● **WRITTEN EXERCISE**
From the records below, extract all the text exactly and leave the images behind.

[Collected data]
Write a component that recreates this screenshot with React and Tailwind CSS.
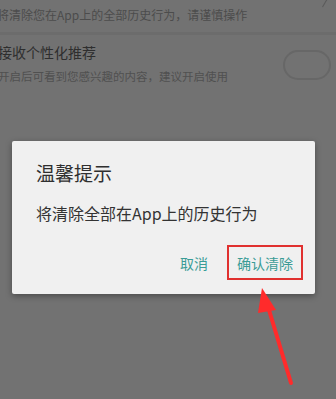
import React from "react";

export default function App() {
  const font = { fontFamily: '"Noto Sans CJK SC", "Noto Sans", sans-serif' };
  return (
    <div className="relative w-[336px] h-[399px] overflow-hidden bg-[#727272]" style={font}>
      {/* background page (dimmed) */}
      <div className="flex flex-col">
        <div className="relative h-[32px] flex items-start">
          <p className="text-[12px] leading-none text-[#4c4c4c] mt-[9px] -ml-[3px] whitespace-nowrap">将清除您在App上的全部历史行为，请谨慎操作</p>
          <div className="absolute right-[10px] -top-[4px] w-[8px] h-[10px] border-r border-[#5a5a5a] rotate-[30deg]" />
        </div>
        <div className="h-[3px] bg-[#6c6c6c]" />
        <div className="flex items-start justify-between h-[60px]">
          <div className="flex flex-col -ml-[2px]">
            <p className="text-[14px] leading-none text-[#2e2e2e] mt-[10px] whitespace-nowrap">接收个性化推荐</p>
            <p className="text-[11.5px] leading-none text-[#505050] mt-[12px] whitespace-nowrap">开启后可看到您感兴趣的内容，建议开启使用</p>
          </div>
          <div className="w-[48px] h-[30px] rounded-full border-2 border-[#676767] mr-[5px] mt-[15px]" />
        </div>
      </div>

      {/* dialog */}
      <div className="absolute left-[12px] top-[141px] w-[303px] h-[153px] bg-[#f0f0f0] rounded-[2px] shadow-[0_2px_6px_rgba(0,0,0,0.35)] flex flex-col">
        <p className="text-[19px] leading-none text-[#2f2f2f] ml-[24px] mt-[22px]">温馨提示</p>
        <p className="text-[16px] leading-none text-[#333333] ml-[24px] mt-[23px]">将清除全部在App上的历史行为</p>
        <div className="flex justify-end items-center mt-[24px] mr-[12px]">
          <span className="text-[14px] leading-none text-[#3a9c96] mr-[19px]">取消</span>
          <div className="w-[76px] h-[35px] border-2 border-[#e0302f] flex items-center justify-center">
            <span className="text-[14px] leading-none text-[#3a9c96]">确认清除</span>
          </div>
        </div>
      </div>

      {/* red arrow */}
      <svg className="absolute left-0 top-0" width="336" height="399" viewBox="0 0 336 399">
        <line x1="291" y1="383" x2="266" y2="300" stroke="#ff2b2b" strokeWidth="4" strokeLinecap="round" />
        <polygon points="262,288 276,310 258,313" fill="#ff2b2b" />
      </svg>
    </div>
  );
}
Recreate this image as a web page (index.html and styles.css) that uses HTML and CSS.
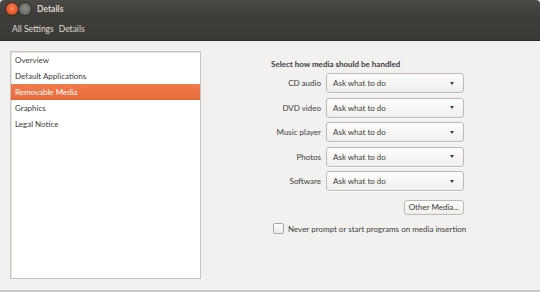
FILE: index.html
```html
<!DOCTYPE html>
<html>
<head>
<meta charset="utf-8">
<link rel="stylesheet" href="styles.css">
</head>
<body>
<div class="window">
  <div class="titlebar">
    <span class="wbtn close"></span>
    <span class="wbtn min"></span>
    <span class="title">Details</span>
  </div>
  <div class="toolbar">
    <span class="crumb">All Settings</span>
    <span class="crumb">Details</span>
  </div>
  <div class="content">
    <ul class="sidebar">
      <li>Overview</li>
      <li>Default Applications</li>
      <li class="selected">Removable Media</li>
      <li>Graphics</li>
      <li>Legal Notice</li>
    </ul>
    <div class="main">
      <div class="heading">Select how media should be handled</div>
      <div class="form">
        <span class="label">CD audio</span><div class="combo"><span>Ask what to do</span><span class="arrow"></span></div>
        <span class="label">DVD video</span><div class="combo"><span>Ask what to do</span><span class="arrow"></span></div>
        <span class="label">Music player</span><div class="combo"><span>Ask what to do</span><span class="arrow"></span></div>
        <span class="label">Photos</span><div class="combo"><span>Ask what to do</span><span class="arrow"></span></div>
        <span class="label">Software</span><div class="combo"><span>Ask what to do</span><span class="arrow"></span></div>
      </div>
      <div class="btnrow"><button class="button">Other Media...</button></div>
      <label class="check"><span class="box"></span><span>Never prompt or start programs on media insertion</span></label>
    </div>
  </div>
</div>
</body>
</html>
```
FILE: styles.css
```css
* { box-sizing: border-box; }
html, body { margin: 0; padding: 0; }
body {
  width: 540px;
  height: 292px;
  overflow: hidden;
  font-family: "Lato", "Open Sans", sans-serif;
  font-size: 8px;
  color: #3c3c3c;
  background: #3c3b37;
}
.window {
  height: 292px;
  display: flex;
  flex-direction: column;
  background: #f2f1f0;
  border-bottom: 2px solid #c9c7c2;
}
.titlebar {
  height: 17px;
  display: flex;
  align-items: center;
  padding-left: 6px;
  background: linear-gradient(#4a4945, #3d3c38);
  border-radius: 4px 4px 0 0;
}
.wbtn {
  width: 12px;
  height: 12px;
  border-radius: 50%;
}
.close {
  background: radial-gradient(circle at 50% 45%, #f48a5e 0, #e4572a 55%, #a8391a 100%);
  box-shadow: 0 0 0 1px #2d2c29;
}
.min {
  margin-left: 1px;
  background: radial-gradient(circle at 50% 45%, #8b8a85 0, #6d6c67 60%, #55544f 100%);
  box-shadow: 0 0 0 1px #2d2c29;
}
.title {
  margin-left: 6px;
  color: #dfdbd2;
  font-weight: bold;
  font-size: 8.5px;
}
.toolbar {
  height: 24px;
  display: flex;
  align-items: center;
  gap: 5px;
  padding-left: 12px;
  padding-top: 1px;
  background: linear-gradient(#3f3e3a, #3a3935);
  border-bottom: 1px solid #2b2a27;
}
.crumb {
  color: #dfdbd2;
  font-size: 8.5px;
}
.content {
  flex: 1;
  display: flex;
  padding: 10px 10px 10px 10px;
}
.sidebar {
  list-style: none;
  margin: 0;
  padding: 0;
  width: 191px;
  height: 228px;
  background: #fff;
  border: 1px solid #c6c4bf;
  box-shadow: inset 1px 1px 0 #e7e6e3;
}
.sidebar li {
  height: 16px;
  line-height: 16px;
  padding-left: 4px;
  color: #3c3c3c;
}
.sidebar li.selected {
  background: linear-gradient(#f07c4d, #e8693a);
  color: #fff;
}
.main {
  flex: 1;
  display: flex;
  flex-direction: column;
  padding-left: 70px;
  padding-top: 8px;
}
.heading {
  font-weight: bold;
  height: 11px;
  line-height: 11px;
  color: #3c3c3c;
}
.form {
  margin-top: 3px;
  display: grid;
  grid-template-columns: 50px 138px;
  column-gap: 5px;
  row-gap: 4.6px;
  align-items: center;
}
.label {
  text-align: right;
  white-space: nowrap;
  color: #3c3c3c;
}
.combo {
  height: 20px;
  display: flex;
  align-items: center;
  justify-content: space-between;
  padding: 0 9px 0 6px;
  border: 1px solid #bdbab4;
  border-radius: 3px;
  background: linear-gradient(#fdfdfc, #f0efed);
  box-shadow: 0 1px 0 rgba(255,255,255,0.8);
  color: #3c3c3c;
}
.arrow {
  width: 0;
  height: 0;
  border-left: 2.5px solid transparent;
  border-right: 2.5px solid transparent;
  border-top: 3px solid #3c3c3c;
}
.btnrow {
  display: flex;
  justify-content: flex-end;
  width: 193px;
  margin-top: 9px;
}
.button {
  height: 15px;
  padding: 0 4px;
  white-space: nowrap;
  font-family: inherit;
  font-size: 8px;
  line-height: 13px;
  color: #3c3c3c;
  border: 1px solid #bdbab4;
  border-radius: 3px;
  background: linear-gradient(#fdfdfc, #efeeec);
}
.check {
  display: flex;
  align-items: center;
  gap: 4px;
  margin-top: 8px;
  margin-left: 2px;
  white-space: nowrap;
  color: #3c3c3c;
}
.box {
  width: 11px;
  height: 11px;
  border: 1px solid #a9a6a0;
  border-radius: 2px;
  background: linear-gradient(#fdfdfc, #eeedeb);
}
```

● **ANSWER TO THE PROBLEM**
Write a component that recreates this screenshot with React and Tailwind CSS.
import React from "react";

export default function App() {
  const font = { fontFamily: '"Noto Sans CJK SC", "Noto Sans", sans-serif' };
  return (
    <div className="relative w-[336px] h-[399px] overflow-hidden bg-[#727272]" style={font}>
      {/* background page (dimmed) */}
      <div className="flex flex-col">
        <div className="relative h-[32px] flex items-start">
          <p className="text-[12px] leading-none text-[#4c4c4c] mt-[9px] -ml-[3px] whitespace-nowrap">将清除您在App上的全部历史行为，请谨慎操作</p>
          <div className="absolute right-[10px] -top-[4px] w-[8px] h-[10px] border-r border-[#5a5a5a] rotate-[30deg]" />
        </div>
        <div className="h-[3px] bg-[#6c6c6c]" />
        <div className="flex items-start justify-between h-[60px]">
          <div className="flex flex-col -ml-[2px]">
            <p className="text-[14px] leading-none text-[#2e2e2e] mt-[10px] whitespace-nowrap">接收个性化推荐</p>
            <p className="text-[11.5px] leading-none text-[#505050] mt-[12px] whitespace-nowrap">开启后可看到您感兴趣的内容，建议开启使用</p>
          </div>
          <div className="w-[48px] h-[30px] rounded-full border-2 border-[#676767] mr-[5px] mt-[15px]" />
        </div>
      </div>

      {/* dialog */}
      <div className="absolute left-[12px] top-[141px] w-[303px] h-[153px] bg-[#f0f0f0] rounded-[2px] shadow-[0_2px_6px_rgba(0,0,0,0.35)] flex flex-col">
        <p className="text-[19px] leading-none text-[#2f2f2f] ml-[24px] mt-[22px]">温馨提示</p>
        <p className="text-[16px] leading-none text-[#333333] ml-[24px] mt-[23px]">将清除全部在App上的历史行为</p>
        <div className="flex justify-end items-center mt-[24px] mr-[12px]">
          <span className="text-[14px] leading-none text-[#3a9c96] mr-[19px]">取消</span>
          <div className="w-[76px] h-[35px] border-2 border-[#e0302f] flex items-center justify-center">
            <span className="text-[14px] leading-none text-[#3a9c96]">确认清除</span>
          </div>
        </div>
      </div>

      {/* red arrow */}
      <svg className="absolute left-0 top-0" width="336" height="399" viewBox="0 0 336 399">
        <line x1="291" y1="383" x2="266" y2="300" stroke="#ff2b2b" strokeWidth="4" strokeLinecap="round" />
        <polygon points="262,288 276,310 258,313" fill="#ff2b2b" />
      </svg>
    </div>
  );
}
Recreate this image as a web page (index.html and styles.css) that uses HTML and CSS.
FILE: index.html
```html
<!DOCTYPE html>
<html>
<head>
<meta charset="utf-8">
<link rel="stylesheet" href="styles.css">
</head>
<body>
<div class="window">
  <div class="titlebar">
    <span class="wbtn close"></span>
    <span class="wbtn min"></span>
    <span class="title">Details</span>
  </div>
  <div class="toolbar">
    <span class="crumb">All Settings</span>
    <span class="crumb">Details</span>
  </div>
  <div class="content">
    <ul class="sidebar">
      <li>Overview</li>
      <li>Default Applications</li>
      <li class="selected">Removable Media</li>
      <li>Graphics</li>
      <li>Legal Notice</li>
    </ul>
    <div class="main">
      <div class="heading">Select how media should be handled</div>
      <div class="form">
        <span class="label">CD audio</span><div class="combo"><span>Ask what to do</span><span class="arrow"></span></div>
        <span class="label">DVD video</span><div class="combo"><span>Ask what to do</span><span class="arrow"></span></div>
        <span class="label">Music player</span><div class="combo"><span>Ask what to do</span><span class="arrow"></span></div>
        <span class="label">Photos</span><div class="combo"><span>Ask what to do</span><span class="arrow"></span></div>
        <span class="label">Software</span><div class="combo"><span>Ask what to do</span><span class="arrow"></span></div>
      </div>
      <div class="btnrow"><button class="button">Other Media...</button></div>
      <label class="check"><span class="box"></span><span>Never prompt or start programs on media insertion</span></label>
    </div>
  </div>
</div>
</body>
</html>
```
FILE: styles.css
```css
* { box-sizing: border-box; }
html, body { margin: 0; padding: 0; }
body {
  width: 540px;
  height: 292px;
  overflow: hidden;
  font-family: "Lato", "Open Sans", sans-serif;
  font-size: 8px;
  color: #3c3c3c;
  background: #3c3b37;
}
.window {
  height: 292px;
  display: flex;
  flex-direction: column;
  background: #f2f1f0;
  border-bottom: 2px solid #c9c7c2;
}
.titlebar {
  height: 17px;
  display: flex;
  align-items: center;
  padding-left: 6px;
  background: linear-gradient(#4a4945, #3d3c38);
  border-radius: 4px 4px 0 0;
}
.wbtn {
  width: 12px;
  height: 12px;
  border-radius: 50%;
}
.close {
  background: radial-gradient(circle at 50% 45%, #f48a5e 0, #e4572a 55%, #a8391a 100%);
  box-shadow: 0 0 0 1px #2d2c29;
}
.min {
  margin-left: 1px;
  background: radial-gradient(circle at 50% 45%, #8b8a85 0, #6d6c67 60%, #55544f 100%);
  box-shadow: 0 0 0 1px #2d2c29;
}
.title {
  margin-left: 6px;
  color: #dfdbd2;
  font-weight: bold;
  font-size: 8.5px;
}
.toolbar {
  height: 24px;
  display: flex;
  align-items: center;
  gap: 5px;
  padding-left: 12px;
  padding-top: 1px;
  background: linear-gradient(#3f3e3a, #3a3935);
  border-bottom: 1px solid #2b2a27;
}
.crumb {
  color: #dfdbd2;
  font-size: 8.5px;
}
.content {
  flex: 1;
  display: flex;
  padding: 10px 10px 10px 10px;
}
.sidebar {
  list-style: none;
  margin: 0;
  padding: 0;
  width: 191px;
  height: 228px;
  background: #fff;
  border: 1px solid #c6c4bf;
  box-shadow: inset 1px 1px 0 #e7e6e3;
}
.sidebar li {
  height: 16px;
  line-height: 16px;
  padding-left: 4px;
  color: #3c3c3c;
}
.sidebar li.selected {
  background: linear-gradient(#f07c4d, #e8693a);
  color: #fff;
}
.main {
  flex: 1;
  display: flex;
  flex-direction: column;
  padding-left: 70px;
  padding-top: 8px;
}
.heading {
  font-weight: bold;
  height: 11px;
  line-height: 11px;
  color: #3c3c3c;
}
.form {
  margin-top: 3px;
  display: grid;
  grid-template-columns: 50px 138px;
  column-gap: 5px;
  row-gap: 4.6px;
  align-items: center;
}
.label {
  text-align: right;
  white-space: nowrap;
  color: #3c3c3c;
}
.combo {
  height: 20px;
  display: flex;
  align-items: center;
  justify-content: space-between;
  padding: 0 9px 0 6px;
  border: 1px solid #bdbab4;
  border-radius: 3px;
  background: linear-gradient(#fdfdfc, #f0efed);
  box-shadow: 0 1px 0 rgba(255,255,255,0.8);
  color: #3c3c3c;
}
.arrow {
  width: 0;
  height: 0;
  border-left: 2.5px solid transparent;
  border-right: 2.5px solid transparent;
  border-top: 3px solid #3c3c3c;
}
.btnrow {
  display: flex;
  justify-content: flex-end;
  width: 193px;
  margin-top: 9px;
}
.button {
  height: 15px;
  padding: 0 4px;
  white-space: nowrap;
  font-family: inherit;
  font-size: 8px;
  line-height: 13px;
  color: #3c3c3c;
  border: 1px solid #bdbab4;
  border-radius: 3px;
  background: linear-gradient(#fdfdfc, #efeeec);
}
.check {
  display: flex;
  align-items: center;
  gap: 4px;
  margin-top: 8px;
  margin-left: 2px;
  white-space: nowrap;
  color: #3c3c3c;
}
.box {
  width: 11px;
  height: 11px;
  border: 1px solid #a9a6a0;
  border-radius: 2px;
  background: linear-gradient(#fdfdfc, #eeedeb);
}
```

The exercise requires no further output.